Всё это прекрасно, но надо проявлять благоразумие. Не так-то просто преодолеть эту пропасть между экономической мощью и политическим влиянием, особенно в рамках системы, где власть раздроблена по многим учреждениям, находящимся на различных уровнях. Наблюдая за разработкой европейской внешней политики, невольно задаёшься вопросом, а действительно ли мы добились значительных успехов за 2500 лет, прошедшие с тех пор, как каждое из 10 племён Древней Греции выбирало военачальника, который становился членом коллегии архонтов.

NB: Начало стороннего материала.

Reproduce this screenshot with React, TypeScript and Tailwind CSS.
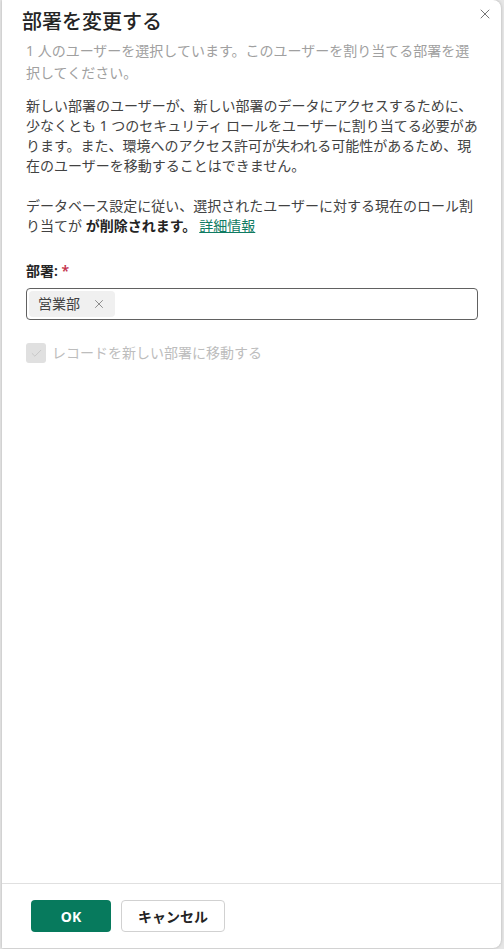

Некоторые лица, движимые отнюдь не добрыми устремлениями, советуют европейцам перестать проявлять беспокойство, поскольку, если экономика будет оставаться в застойном состоянии, а уровень рождаемости снижаться, то проблема скоро решится сама собой, но только в обратном смысле. То есть, при сохранении нынешних тенденций, где-то через два десятилетия наша экономика и население опустятся до уровня нашего политического влияния в мире, так что не будет и причин сожалеть о разрыве между одним и другим. Вот здесь-то и кроется парадокс нынешнего чрезвычайного заседания Европейского совета. Именно в то время, когда мы начинаем задумываться, как нам лучше согласовать действия во внешней политике, престиж Европы в мире гораздо больше зависит от решения её внутренних проблем, а именно, способности предотвратить застойные явления в экономике, спад рождаемости, урезание социальной сферы и усиление ксенофобских настроений.